In simple terms, the current NEM (due to its lightly interconnected and sprawling network) permits material regional pricing differences based on regional characteristics. While this in itself leads to some disparity and volatility in the market, that volatility is exacerbated by two distinct characteristics — state and territory sovereignty and secondly, the NEM in Australia (unlike many other OECD jurisdictions) being an ‘energy-only’ spot market, in which electricity generators are paid for the energy they produce but not the capacity they make available. Both of these factors go to the heart of the reliability problem Australia now faces. As the contribution of renewable technologies to Australia’s energy mix continues to grow, the NEM in its current form presents challenges for successful and sustainable integration. For example, the current policy and contractual arrangements do not necessarily favour based load so having the appearance of favouring renewable energy. This, in fact, is the consequence of the energy only market. Ultimately, it disincentivises base load generators to stay in the market and deters market entry by new ones. Renewables, on the other hand, have had the benefit of the RET to sponsor their market entry. This results in a type of asymmetric system where the baseload necessary for a reliable and secure system is absent and that does not help the sensible development of renewables either.

There are two possible solutions (one proven and one prospective) and both have a common feature — a capacity payment mechanism.

I drafted the rules for the Irish Single Electricity Market (SEM). The SEM is basically like the NEM except that it included capacity payments as well as energy payments for generators. With capacity payments, generators get paid for being available and payments are set at a level to ensure that sufficient generation is available to meet demand so there is an incentive to stay on.

The Northern Ireland Authority for Utility Regulation (one of the SEM sponsors) outlined the following reasons for its decision to have an explicit capacity payment mechanism:

  • Prices avoid the peaks of an energy-only pool.
  • Provides a stable ‘bankable’ income that would help attract new entrants.
  • The volatility, referred to above, would attract regulatory and political attention that would reduce confidence in the market from an investment point of view.

The move led to reduced system volatility, reduced rivalry between renewable and conventional sources of power and, ultimately, brought about a secure and sustainable energy system in Ireland. 

Businesses were able to operate with confidence knowing the lights will stay on; with pricing in the system so reliable, renewable energy operators were encouraged into the market (and not always with a subsidy).  In response to the concerns about generators abusing market power in bidding into the SEM, Ireland incorporated express prohibitions on generator authorisations and market rules against gaming or engaging in activity that would be an abuse of market power.
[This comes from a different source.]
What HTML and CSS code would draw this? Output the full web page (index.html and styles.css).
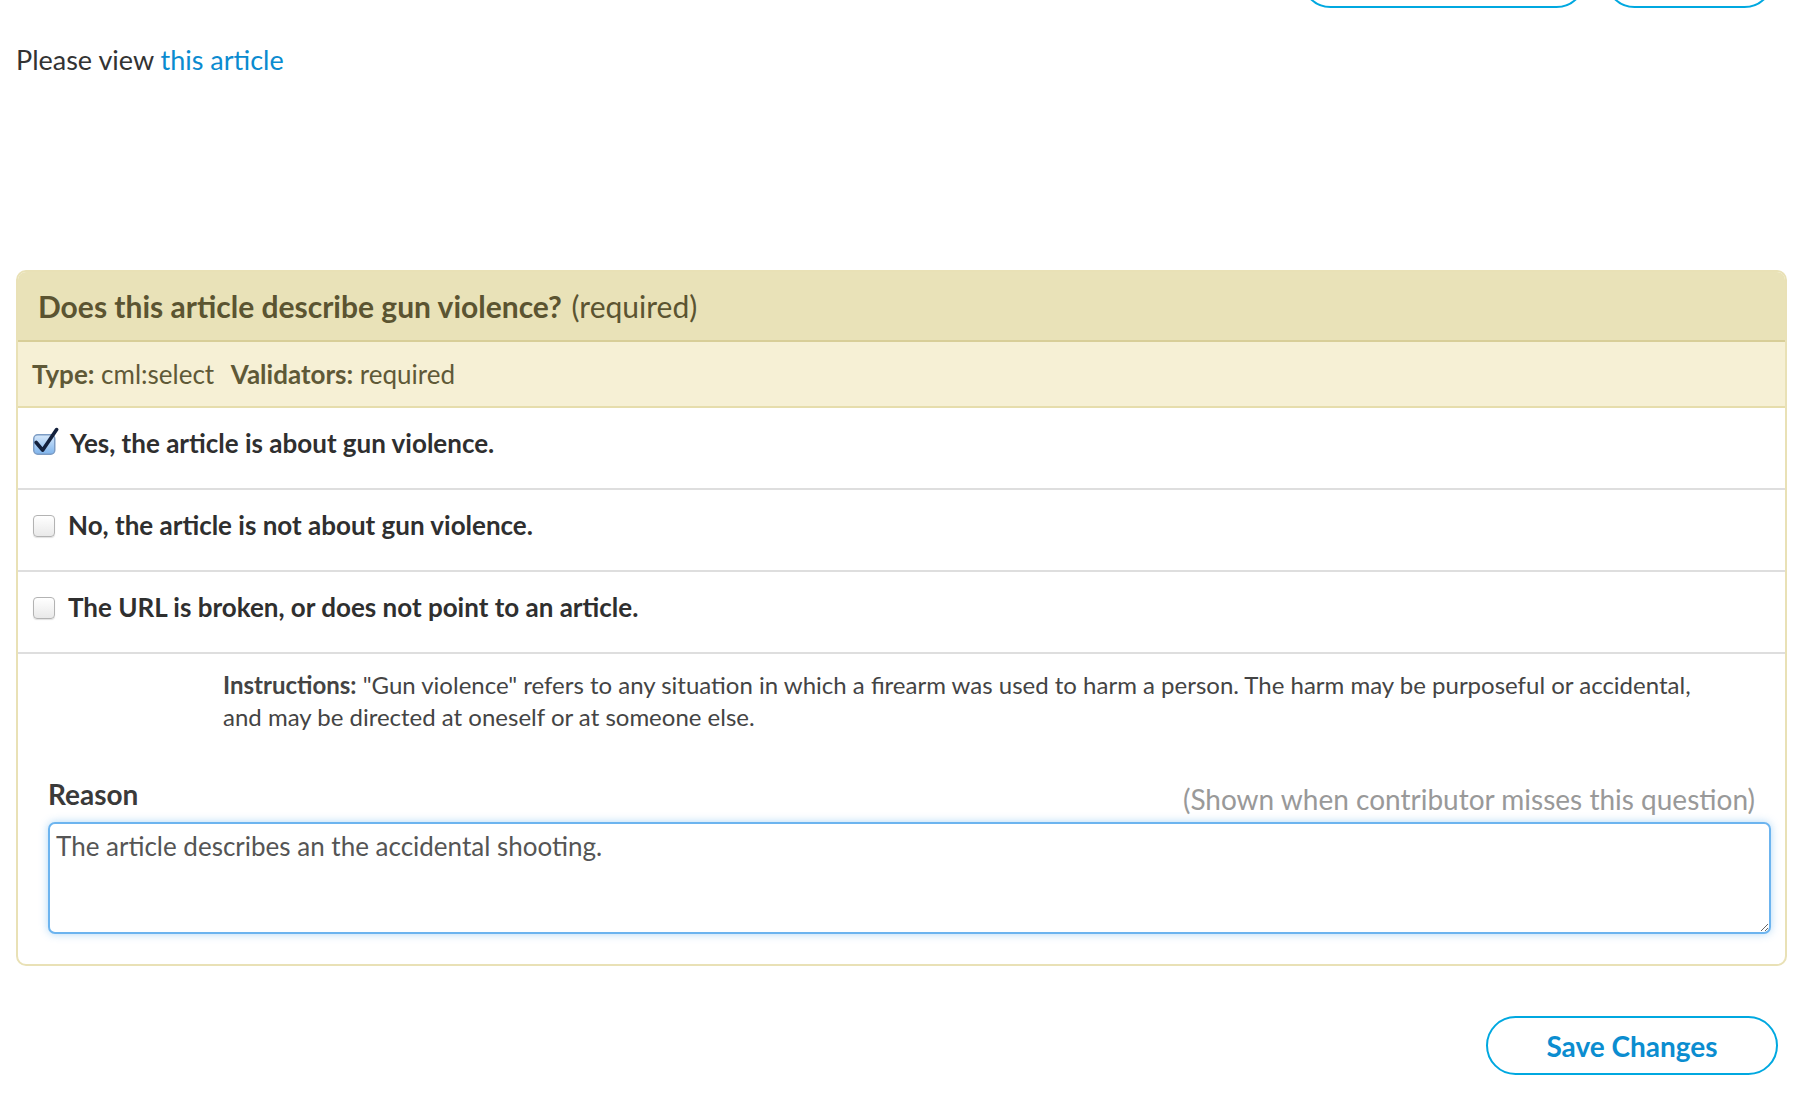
FILE: index.html
```html
<!DOCTYPE html>
<html lang="en">
<head>
<meta charset="utf-8">
<title>Question preview</title>
<link rel="stylesheet" href="styles.css">
</head>
<body>
<div class="page">
  <div class="topbar">
    <button class="pill pill-wide" type="button">Preview</button>
    <button class="pill pill-narrow" type="button">Edit</button>
  </div>

  <p class="intro">Please view <a href="#" class="link">this article</a></p>

  <section class="panel">
    <header class="panel-head">
      <span class="q-title">Does this article describe gun violence?</span>
      <span class="q-req">(required)</span>
    </header>
    <div class="panel-meta">
      <b>Type:</b> cml:select <span class="sp"></span><b>Validators:</b> required
    </div>

    <ul class="options">
      <li class="option">
        <svg class="cb-checked" width="26" height="28" viewBox="0 0 26 28" aria-hidden="true">
          <defs>
            <linearGradient id="cbg" x1="0" y1="0" x2="0" y2="1">
              <stop offset="0" stop-color="#d6e8fb"/>
              <stop offset="1" stop-color="#7fb4ec"/>
            </linearGradient>
          </defs>
          <rect x="0.75" y="7.75" width="21" height="19.5" rx="4" fill="url(#cbg)" stroke="#7d9cc4" stroke-width="1.5"/>
          <path d="M3.2 15.5 L9.6 23.2 L23.6 2.6" fill="none" stroke="#14213d" stroke-width="3.6" stroke-linecap="round" stroke-linejoin="round"/>
        </svg>
        <span class="opt-text">Yes, the article is about gun violence.</span>
      </li>
      <li class="option">
        <span class="cb"></span>
        <span class="opt-text">No, the article is not about gun violence.</span>
      </li>
      <li class="option">
        <span class="cb"></span>
        <span class="opt-text">The URL is broken, or does not point to an article.</span>
      </li>
    </ul>

    <div class="instructions">
      <p><b>Instructions:</b> "Gun violence" refers to any situation in which a firearm was used to harm a person. The harm may be purposeful or accidental, and may be directed at oneself or at someone else.</p>
    </div>

    <div class="reason">
      <div class="reason-head">
        <span class="reason-label">Reason</span>
        <span class="reason-hint">(Shown when contributor misses this question)</span>
      </div>
      <textarea class="reason-box" readonly>The article describes an the accidental shooting.</textarea>
    </div>
  </section>

  <div class="actions">
    <button class="pill save" type="button">Save Changes</button>
  </div>
</div>
</body>
</html>
```

FILE: styles.css
```css
html, body {
  margin: 0;
  padding: 0;
  background: #ffffff;
}

body {
  font-family: Lato, "Open Sans", "Liberation Sans", sans-serif;
  color: #333333;
}

.page {
  padding: 0 31px 0 16px;
}

/* top buttons, mostly scrolled off */
.topbar {
  height: 8px;
  overflow: hidden;
  display: flex;
  justify-content: flex-end;
  align-items: flex-end;
  gap: 19px;
  padding-right: 13px;
}

.pill {
  flex: none;
  height: 59px;
  border: 2px solid #00a8e0;
  border-radius: 30px;
  background: #ffffff;
  color: #0b8dd0;
  font-family: Lato, "Open Sans", sans-serif;
  font-weight: 700;
  font-size: 28px;
  padding: 0;
}

.pill-wide { width: 285px; }
.pill-narrow { width: 169px; }

.intro {
  margin: 34px 0 0 0;
  font-size: 27px;
  line-height: 36px;
  color: #333333;
}

.link {
  color: #0a8bd0;
  text-decoration: none;
}

/* panel */
.panel {
  margin-top: 192px;
  border: 2px solid #e9e1b6;
  border-radius: 10px;
  overflow: hidden;
  background: #ffffff;
}

.panel-head {
  background: #e9e2b8;
  border-bottom: 2px solid #d8ce98;
  height: 66px;
  padding: 2px 0 0 20px;
  line-height: 64px;
  font-size: 30px;
  color: #5b5431;
}

.q-title {
  font-weight: 700;
  margin-right: 2px;
}

.q-req {
  font-weight: 400;
}

.panel-meta {
  background: #f6f0d5;
  border-bottom: 2px solid #e6ddac;
  height: 64px;
  line-height: 64px;
  padding-left: 14px;
  font-size: 26px;
  color: #5f5937;
}

.panel-meta b {
  font-weight: 700;
}

.sp {
  display: inline-block;
  width: 10px;
}

.options {
  list-style: none;
  margin: 0;
  padding: 0;
}

.option {
  height: 80px;
  border-bottom: 2px solid #dedede;
  display: flex;
  align-items: center;
  padding-left: 15px;
}

.cb-checked {
  flex: none;
  margin: -14px 11px 0 0;
}

.cb {
  flex: none;
  width: 20px;
  height: 20px;
  border: 1.5px solid #b3b3b3;
  border-radius: 4px;
  background: linear-gradient(#ffffff, #e9e9e9);
  box-shadow: 0 1px 1px rgba(0, 0, 0, 0.12);
  margin: 0 13px 9px 0;
}

.opt-text {
  font-size: 26px;
  font-weight: 700;
  line-height: 60px;
  margin-bottom: 11px;
  color: #2f2f2f;
}

.instructions {
  padding: 15px 65px 0 205px;
}

.instructions p {
  margin: 0;
  font-size: 24px;
  line-height: 32px;
  color: #444444;
}

.instructions b {
  font-weight: 700;
}

.reason {
  padding: 43px 14px 30px 30px;
}

.reason-head {
  display: flex;
  justify-content: space-between;
  align-items: flex-start;
}

.reason-label {
  font-size: 28px;
  font-weight: 700;
  line-height: 36px;
  color: #3a3a3a;
}

.reason-hint {
  font-size: 28px;
  line-height: 36px;
  padding-top: 5px;
  margin-right: 16px;
  color: #999999;
}

.reason-box {
  display: block;
  box-sizing: border-box;
  width: 100%;
  height: 112px;
  margin-top: 5px;
  border: 2px solid #6cb4ef;
  border-radius: 7px;
  box-shadow: 0 0 9px rgba(82, 168, 236, 0.45);
  padding: 6px 6px;
  font-family: Lato, "Open Sans", sans-serif;
  font-size: 26px;
  line-height: 32px;
  color: #555555;
  outline: none;
  resize: vertical;
}

.actions {
  display: flex;
  justify-content: flex-end;
  padding: 50px 9px 0 0;
}

.save {
  width: 292px;
  height: 59px;
}
```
Other jurisdictions have recognised that theoretical approaches to the market, based on political sentiment one way or another, cannot be allowed to get in the way of energy security and reliability.  Alberta in Canada is a striking case given its similarities to Australia, both economically and industrially.  Alberta’s 2016 review of its wholesale electricity market surprisingly resulted in the adoption of a capacity market solution to facilitate an orderly transition away from coal generation. Like in Ireland, Alberta found that a capacity market for electricity would:

  • reduce price volatility and market uncertainty;
  • drive efficient use of the existing transmission system rather than building new transmission before it is needed; 
  • ensure secure, sufficient electricity supply and provide investors with a stable revenue stream while preserving key market characteristics such as incentives that drive innovation and cost discipline.

The Finkel Review recognised the need to modernise the NEM to ensure an orderly transition to a reliable and low emissions electricity system and investigated capacity compensation. However, the review put a fundamental market redesign in the ‘too hard’ box as it was not within its remit to be so wide-reaching. 
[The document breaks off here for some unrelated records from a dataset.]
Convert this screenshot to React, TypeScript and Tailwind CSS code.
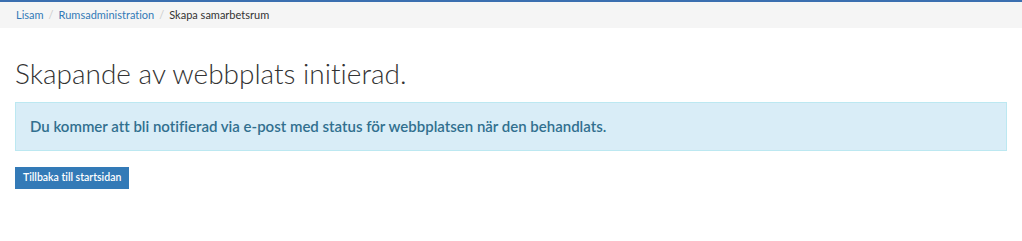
import React from 'react';

const crumbs = ['Lisam', 'Rumsadministration'];

export default function App() {
  return (
    <div className="min-h-[241px] w-full bg-white font-['Lato',sans-serif] [font-variant-ligatures:none]">
      {/* Top rule + breadcrumb */}
      <div className="h-[2px] bg-[#3b6fb0]" />
      <nav className="flex h-[26px] items-center bg-[#f5f5f5] px-4 text-[11px] text-[#333]">
        {crumbs.map((c) => (
          <React.Fragment key={c}>
            <a className="text-[#337ab7]">{c}</a>
            <span className="px-[5px] text-[#ccc]">/</span>
          </React.Fragment>
        ))}
        <span>Skapa samarbetsrum</span>
      </nav>

      <main className="px-[15px]">
        <h1 className="mt-[24px] text-[28px] font-light leading-[42px] text-[#333]">
          Skapande av webbplats initierad.
        </h1>

        <div className="mt-[8px] flex h-[49px] items-center border border-[#bce8f1] bg-[#d9edf7] px-[14px] text-[15px] font-semibold text-[#31708f]">
          Du kommer att bli notifierad via e-post med status för webbplatsen när den behandlats.
        </div>

        <button className="mt-[16px] flex h-[22px] items-center bg-[#337ab7] px-[8px] text-[10.5px] font-semibold text-white">
          Tillbaka till startsidan
        </button>
      </main>
    </div>
  );
}
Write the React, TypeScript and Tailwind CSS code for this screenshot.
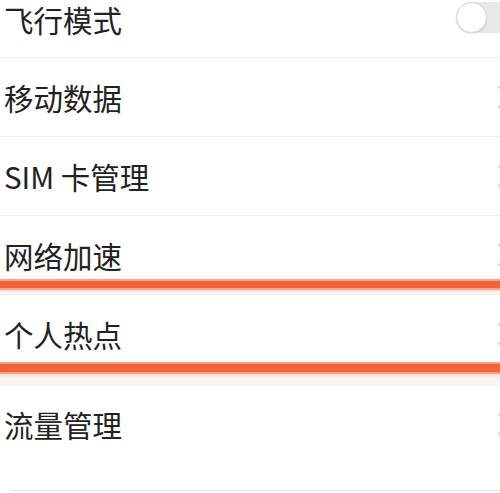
import React from "react";

const rows = ["移动数据", "SIM 卡管理", "网络加速", "个人热点"];

const Chevron = () => (
  <svg width="14" height="26" viewBox="0 0 14 26" className="shrink-0 -mr-[10px]">
    <path d="M3 3 L11 13 L3 23" fill="none" stroke="#cfcfcf" strokeWidth="2" strokeLinecap="round" />
  </svg>
);

const Toggle = () => (
  <div className="relative -mt-[2px] h-[31px] w-[60px] shrink-0 -mr-[16px] rounded-full bg-[#e8e8e8]">
    <div className="absolute left-0 top-0 h-[31px] w-[31px] rounded-full border border-[#d8d8d8] bg-white shadow-[0_1px_2px_rgba(0,0,0,0.1)]" />
  </div>
);

const App = () => {
  return (
    <div
      className="relative h-[493px] w-[500px] overflow-hidden bg-white text-[#222]"
      style={{ fontFamily: '"Noto Sans CJK SC", "Liberation Sans", sans-serif' }}
    >
      <div className="flex flex-col">
        {/* first row is scrolled partly out of view */}
        <div className="flex h-[58px] items-start justify-between border-b border-[#ececec] pl-[4px] pt-[4px]">
          <span className="text-[29.5px] leading-[30px]">飞行模式</span>
          <Toggle />
        </div>
        {rows.map((label) => (
          <div key={label} className="flex h-[79px] items-center justify-between border-b border-[#ececec] pl-[4px]">
            <span className="text-[29.5px] leading-[30px]">{label}</span>
            <Chevron />
          </div>
        ))}
        <div className="h-[12px] bg-[#faf4f2]" />
        <div className="flex h-[76px] items-center justify-between pl-[4px]">
          <span className="text-[29.5px] leading-[30px]">流量管理</span>
          <Chevron />
        </div>
        <div className="ml-[10px] mt-[28px] h-[1px] bg-[#e6e6e6]" />
      </div>

      {/* orange highlight marks */}
      <div className="absolute left-0 top-[279px] h-[11px] w-full border-y-2 border-[#f2a584] bg-[#f3623a] shadow-[0_2px_3px_rgba(250,200,170,0.6)]" />
      <div className="absolute left-0 top-[362px] h-[12px] w-full border-y-2 border-[#f2a584] bg-[#f3623a] shadow-[0_2px_3px_rgba(250,200,170,0.6)]" />
    </div>
  );
};

export default App;
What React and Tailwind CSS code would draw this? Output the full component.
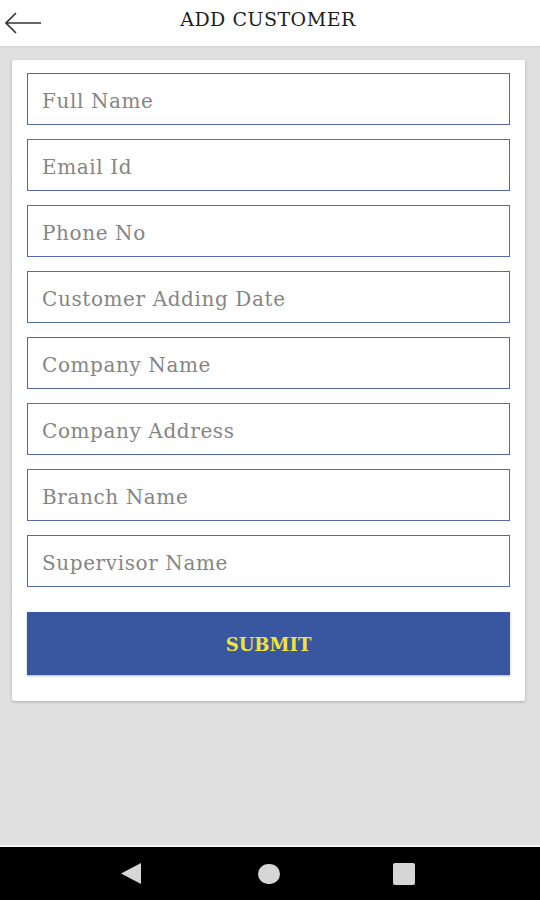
import { useState } from 'react'

const fields = [
  'Full Name',
  'Email Id',
  'Phone No',
  'Customer Adding Date',
  'Company Name',
  'Company Address',
  'Branch Name',
  'Supervisor Name',
]

const serif = { fontFamily: '"DejaVu Serif", "Liberation Serif", serif' }

export default function App() {
  const [values, setValues] = useState({})

  return (
    <div className="w-[540px] h-[900px] flex flex-col bg-[#e0e0e0] overflow-hidden" style={serif}>
      {/* top bar */}
      <div className="h-[46px] bg-white flex items-center relative shadow-[0_1px_2px_rgba(0,0,0,0.08)]">
        <svg className="absolute left-[5px] top-[12px]" width="37" height="22" viewBox="0 0 37 22" fill="none">
          <path d="M1 11 H36 M11 1 L1 11 L11 21" stroke="#333" strokeWidth="1.6" />
        </svg>
        <div className="flex-1 text-center text-[19px] text-[#1e1e1e] tracking-[0.5px] pb-[7px] pr-[4px]">ADD CUSTOMER</div>
      </div>

      {/* content */}
      <div className="flex-1 px-[12px] pt-[14px]">
        <div className="w-[513px] bg-white rounded-[2px] shadow-[0_1px_3px_rgba(0,0,0,0.25)] px-[15px] pt-[13px] pb-[26px]">
          <div className="flex flex-col gap-[14px]">
            {fields.map(f => (
              <input
                key={f}
                placeholder={f}
                value={values[f] || ''}
                onChange={e => setValues({ ...values, [f]: e.target.value })}
                className="h-[52px] w-full border-[1.5px] border-[#5467b4] px-[14px] pt-[3px] text-[20px] tracking-[0.6px] text-[#333] placeholder:text-[#858585] outline-none"
                style={serif}
              />
            ))}
          </div>
          <button
            className="mt-[25px] h-[63px] w-full bg-[#3957a0] text-[#f2e33c] text-[18px] font-bold pt-[2px] shadow-[0_1px_2px_rgba(0,0,0,0.3)]"
            style={serif}
          >
            SUBMIT
          </button>
        </div>
      </div>

      {/* android nav bar */}
      <div className="h-[2px] bg-[#f4f4f4]" />
      <div className="h-[53px] bg-black flex items-center">
        <svg className="ml-[120px]" width="22" height="23" viewBox="0 0 22 23">
          <path d="M21 1 L1 11.5 L21 22 Z" fill="#d6d6d6" />
        </svg>
        <div className="ml-[116px] w-[22px] h-[20px] rounded-full bg-[#d6d6d6]" />
        <div className="ml-[113px] w-[22px] h-[22px] rounded-[2px] bg-[#d6d6d6]" />
      </div>
    </div>
  )
}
This is why we now have the Australian Energy Market Operator (AEMO) looking at ways to ameliorate the current crisis, largely focusing on responses such as demand side management.  

And while the NEG helps too, it’s important to consider whether those remedies can be sustainably accommodated within a system crying out for a redesign.
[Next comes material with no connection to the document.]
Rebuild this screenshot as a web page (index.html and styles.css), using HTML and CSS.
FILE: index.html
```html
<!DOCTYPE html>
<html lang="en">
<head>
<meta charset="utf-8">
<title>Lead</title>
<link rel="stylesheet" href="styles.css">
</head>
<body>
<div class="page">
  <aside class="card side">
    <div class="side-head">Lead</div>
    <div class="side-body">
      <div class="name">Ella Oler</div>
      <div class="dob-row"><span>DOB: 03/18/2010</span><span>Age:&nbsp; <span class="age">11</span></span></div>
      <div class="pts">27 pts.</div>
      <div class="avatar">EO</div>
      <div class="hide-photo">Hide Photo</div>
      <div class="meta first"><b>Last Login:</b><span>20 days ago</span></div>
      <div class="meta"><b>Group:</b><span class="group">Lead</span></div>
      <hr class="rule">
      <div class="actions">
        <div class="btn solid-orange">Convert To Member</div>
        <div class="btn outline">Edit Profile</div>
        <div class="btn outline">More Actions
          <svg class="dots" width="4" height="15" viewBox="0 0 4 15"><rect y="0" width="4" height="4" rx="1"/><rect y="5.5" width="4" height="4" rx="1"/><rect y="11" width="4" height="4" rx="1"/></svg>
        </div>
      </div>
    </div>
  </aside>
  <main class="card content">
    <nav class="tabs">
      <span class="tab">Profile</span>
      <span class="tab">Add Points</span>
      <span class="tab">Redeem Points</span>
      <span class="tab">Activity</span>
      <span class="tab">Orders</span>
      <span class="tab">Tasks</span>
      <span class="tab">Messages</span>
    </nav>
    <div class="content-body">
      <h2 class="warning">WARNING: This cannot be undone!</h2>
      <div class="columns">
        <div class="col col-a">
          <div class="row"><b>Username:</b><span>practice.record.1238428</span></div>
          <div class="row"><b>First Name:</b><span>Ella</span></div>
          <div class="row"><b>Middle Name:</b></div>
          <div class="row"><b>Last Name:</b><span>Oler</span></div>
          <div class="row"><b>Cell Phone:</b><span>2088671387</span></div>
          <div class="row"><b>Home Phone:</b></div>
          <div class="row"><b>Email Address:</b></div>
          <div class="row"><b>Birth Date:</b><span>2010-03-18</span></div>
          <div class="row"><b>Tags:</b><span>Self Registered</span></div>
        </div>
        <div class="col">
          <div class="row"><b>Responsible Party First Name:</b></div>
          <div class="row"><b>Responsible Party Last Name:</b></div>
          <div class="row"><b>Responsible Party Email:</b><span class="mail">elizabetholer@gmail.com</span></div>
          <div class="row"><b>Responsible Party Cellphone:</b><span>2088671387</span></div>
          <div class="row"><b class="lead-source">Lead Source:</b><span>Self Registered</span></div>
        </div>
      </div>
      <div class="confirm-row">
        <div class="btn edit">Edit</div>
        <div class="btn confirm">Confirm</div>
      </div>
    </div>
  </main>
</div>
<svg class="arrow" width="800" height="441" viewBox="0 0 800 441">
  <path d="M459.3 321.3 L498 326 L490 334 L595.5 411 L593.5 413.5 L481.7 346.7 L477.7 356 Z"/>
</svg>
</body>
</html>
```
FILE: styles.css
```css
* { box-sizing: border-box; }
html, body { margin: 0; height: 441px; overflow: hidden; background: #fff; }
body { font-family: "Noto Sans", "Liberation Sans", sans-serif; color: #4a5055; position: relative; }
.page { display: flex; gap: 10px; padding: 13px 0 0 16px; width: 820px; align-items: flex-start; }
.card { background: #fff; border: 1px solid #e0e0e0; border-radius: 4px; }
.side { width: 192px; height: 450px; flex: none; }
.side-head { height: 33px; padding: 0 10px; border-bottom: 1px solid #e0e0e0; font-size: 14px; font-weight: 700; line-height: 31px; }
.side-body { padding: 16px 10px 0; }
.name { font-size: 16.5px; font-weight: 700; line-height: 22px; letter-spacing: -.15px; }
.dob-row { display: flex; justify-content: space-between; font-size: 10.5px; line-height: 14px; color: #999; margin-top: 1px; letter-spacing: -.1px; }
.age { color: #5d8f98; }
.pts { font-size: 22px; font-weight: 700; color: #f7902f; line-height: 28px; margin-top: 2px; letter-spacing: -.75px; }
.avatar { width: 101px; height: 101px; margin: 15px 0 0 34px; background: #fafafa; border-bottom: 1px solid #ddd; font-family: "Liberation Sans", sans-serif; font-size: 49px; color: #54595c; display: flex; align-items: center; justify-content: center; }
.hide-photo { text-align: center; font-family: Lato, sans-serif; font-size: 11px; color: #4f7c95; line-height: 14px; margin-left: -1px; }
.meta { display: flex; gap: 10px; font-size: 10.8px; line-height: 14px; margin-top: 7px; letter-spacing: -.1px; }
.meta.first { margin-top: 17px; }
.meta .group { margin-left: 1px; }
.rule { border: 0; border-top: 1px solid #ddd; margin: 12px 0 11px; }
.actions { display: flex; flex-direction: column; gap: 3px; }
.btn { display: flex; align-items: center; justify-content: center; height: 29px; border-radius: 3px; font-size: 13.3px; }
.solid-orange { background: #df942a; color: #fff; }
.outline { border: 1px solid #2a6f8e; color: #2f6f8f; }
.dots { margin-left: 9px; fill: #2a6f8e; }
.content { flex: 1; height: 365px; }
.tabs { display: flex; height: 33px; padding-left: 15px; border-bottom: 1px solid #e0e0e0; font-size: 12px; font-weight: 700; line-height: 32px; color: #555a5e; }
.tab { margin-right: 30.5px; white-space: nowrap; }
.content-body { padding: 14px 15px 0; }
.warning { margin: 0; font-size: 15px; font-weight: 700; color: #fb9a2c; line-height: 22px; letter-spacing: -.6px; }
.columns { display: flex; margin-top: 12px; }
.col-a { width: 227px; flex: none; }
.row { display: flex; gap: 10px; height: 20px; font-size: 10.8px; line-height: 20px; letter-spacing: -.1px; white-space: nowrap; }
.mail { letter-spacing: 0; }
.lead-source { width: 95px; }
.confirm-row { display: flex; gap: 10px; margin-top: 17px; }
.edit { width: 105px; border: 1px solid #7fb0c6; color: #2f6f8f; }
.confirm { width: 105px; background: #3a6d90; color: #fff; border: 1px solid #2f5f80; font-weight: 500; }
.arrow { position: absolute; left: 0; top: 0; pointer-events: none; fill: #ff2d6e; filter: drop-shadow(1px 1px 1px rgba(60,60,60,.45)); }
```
What sort of redesign? Well, when we compare the justifications for introducing a capacity mechanism as referenced and Prime Minister Malcolm Turnbull’s recent statements, the similarities are stark. “The National Electricity Guarantee will lower electricity prices, make the system more reliable, encourage the right investment and reduce emissions without subsidies, taxes or trading scheme. It is truly technology-neutral, offering a future for investment in whatever technology the market needs — solar, wind, coal, gas, batteries or pumped storage.”

So, the NEG will do all the things that capacity mechanisms do, and electricity generators, through imposing purchasing pattern requirements on retailers, will remain available for dispatch based on regional demand. This goes beyond an energy-only market and begins to suspiciously look like a capacity payment mechanism.  In net terms, more baseload power will be guaranteed across the country but some states will undoubtedly face a requirement to source more emissions guaranteed power, ie, renewables. We won’t know until the regional numbers are crunched. Guarantees like these always carry a cost though — the question is who will bear the cost and where in the market will it be borne. Even though these guarantees are designed to shield against market failure, there are costs involved.

The next question is whether it will get through a NEM rule change process given the negative sentiment historically attached to such mechanisms in Australia? Or will it lead COAG to consider asserting more direct control by regulators instead of effectively being outsourced to the retailers?

Either way, the retailers must feel like the meat in the sandwich, between the NEM and the generators. There is no detail on how these guarantee requirements will be executed — via an auction, through bilateral contracting or a contract for difference?

Further, the ESB’s initial advice appears to be based on a normal, functioning competitive market in a relative state of equilibrium. This point is made as the ESB’s advice is based on a regionalised outcome with outsourced execution to retailers but pays no attention to the state of competition in each of those markets. For example, how will the scheme work in markets of high concentration and low contestability as against highly competitive markets? Is market behaviour so predictable so as to point unilaterally to a lower cost outcome in concentrated markets? Was the Australian Competition and Consumer Commission given the opportunity to review this advice?

Ultimately, the cost involved in introducing a capacity payment mechanism to the Australian market certainly seems less material when one considers the social and economic costs resulting from our failure, perceived or otherwise, to guarantee energy supply. 

While our energy mix is a policy decision, what everyone really needs is reliability at a reasonable price.